+++ Data section +++
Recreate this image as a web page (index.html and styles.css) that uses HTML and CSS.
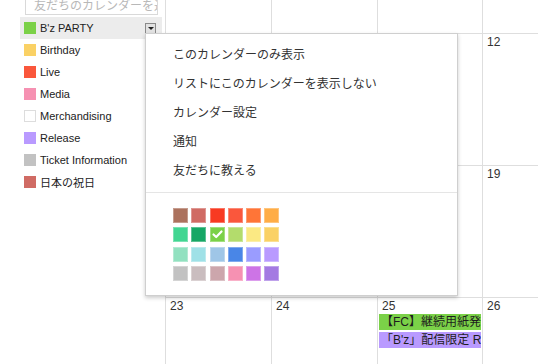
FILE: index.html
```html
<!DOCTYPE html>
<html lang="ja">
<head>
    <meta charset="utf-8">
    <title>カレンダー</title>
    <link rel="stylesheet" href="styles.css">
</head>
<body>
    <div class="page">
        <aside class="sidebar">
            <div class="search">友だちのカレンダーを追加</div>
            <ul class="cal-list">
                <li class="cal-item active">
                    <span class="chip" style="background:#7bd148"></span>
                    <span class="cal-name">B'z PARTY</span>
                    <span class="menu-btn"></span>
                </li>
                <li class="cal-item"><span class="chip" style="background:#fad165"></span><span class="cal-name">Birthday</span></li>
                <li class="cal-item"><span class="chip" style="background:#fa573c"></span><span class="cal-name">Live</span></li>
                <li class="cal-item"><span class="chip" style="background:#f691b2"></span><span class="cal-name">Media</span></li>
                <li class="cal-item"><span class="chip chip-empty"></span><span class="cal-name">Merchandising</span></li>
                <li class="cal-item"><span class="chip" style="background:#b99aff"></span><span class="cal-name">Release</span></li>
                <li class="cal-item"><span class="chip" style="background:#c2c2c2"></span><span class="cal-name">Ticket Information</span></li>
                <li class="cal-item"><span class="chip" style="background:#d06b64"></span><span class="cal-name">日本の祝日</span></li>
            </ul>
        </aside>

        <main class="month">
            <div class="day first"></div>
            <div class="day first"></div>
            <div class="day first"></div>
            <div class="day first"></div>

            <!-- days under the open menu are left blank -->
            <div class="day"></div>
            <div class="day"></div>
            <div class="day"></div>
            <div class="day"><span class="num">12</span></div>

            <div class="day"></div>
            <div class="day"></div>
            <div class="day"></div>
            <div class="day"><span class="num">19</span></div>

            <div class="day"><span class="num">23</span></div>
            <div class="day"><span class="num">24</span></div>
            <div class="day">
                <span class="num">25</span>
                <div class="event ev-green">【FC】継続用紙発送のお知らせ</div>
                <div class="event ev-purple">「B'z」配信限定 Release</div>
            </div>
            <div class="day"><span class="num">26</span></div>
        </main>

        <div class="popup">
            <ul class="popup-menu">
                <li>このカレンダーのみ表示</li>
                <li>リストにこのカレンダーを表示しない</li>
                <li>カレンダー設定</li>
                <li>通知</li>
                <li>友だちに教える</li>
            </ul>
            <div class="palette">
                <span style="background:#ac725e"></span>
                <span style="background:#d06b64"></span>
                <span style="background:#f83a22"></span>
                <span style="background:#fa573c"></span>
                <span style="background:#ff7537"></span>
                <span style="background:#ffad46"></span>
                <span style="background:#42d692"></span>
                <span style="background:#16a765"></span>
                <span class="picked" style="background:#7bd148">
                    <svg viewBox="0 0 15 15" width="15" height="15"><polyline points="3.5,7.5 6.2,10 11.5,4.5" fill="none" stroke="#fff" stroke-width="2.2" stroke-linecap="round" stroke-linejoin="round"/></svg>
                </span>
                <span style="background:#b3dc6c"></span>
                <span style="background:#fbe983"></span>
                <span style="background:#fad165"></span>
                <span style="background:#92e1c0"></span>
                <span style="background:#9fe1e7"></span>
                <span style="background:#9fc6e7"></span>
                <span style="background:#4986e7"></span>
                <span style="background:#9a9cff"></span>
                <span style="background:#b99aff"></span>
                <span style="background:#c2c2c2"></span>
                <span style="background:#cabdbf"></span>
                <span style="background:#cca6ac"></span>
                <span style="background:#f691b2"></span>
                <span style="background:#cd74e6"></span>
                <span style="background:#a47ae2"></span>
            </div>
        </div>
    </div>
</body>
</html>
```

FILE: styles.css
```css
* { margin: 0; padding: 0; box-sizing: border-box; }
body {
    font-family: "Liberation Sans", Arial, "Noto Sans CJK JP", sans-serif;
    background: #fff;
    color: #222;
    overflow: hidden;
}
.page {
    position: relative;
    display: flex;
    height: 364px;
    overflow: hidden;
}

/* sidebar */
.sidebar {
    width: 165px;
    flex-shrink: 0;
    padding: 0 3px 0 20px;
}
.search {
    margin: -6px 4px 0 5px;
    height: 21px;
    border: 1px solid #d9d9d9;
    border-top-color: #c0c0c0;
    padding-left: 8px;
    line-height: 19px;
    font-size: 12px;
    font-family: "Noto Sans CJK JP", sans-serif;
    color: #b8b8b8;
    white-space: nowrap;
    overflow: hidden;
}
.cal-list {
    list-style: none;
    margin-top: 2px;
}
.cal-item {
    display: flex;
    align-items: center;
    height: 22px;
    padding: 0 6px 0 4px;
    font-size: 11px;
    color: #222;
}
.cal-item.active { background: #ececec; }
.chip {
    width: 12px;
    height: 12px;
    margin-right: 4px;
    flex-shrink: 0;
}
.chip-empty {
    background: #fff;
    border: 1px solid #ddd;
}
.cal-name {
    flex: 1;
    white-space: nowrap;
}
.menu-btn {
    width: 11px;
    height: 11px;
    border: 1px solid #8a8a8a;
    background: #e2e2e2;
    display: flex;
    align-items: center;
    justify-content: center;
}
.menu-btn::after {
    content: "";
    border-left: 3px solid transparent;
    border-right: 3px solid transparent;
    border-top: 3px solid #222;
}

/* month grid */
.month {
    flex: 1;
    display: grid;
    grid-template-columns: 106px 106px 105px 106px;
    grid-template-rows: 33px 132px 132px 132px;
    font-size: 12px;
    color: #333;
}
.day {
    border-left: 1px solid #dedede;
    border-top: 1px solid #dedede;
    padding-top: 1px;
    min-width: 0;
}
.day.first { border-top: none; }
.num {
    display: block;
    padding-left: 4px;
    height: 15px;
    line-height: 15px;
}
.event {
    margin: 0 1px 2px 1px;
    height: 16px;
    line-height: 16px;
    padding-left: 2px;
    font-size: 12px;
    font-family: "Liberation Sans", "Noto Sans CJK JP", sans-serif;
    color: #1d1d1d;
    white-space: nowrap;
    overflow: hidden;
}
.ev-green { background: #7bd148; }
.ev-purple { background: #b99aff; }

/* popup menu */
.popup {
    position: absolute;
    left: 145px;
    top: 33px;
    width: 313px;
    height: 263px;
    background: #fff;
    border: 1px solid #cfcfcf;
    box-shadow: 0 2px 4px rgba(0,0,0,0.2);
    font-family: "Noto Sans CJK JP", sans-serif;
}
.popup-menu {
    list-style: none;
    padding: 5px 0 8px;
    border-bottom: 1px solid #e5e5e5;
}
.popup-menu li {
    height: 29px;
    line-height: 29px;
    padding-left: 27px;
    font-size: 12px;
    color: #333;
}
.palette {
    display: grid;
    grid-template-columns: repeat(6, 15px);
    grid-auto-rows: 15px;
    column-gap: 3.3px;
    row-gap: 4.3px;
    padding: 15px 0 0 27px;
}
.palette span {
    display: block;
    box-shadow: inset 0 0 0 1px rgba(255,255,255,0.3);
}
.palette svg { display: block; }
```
+++
What you should do. Copy all lines from the material that hold "styles".

Problem solution.
Recreate this image as a web page (index.html and styles.css) that uses HTML and CSS.
    <link rel="stylesheet" href="styles.css">
FILE: styles.css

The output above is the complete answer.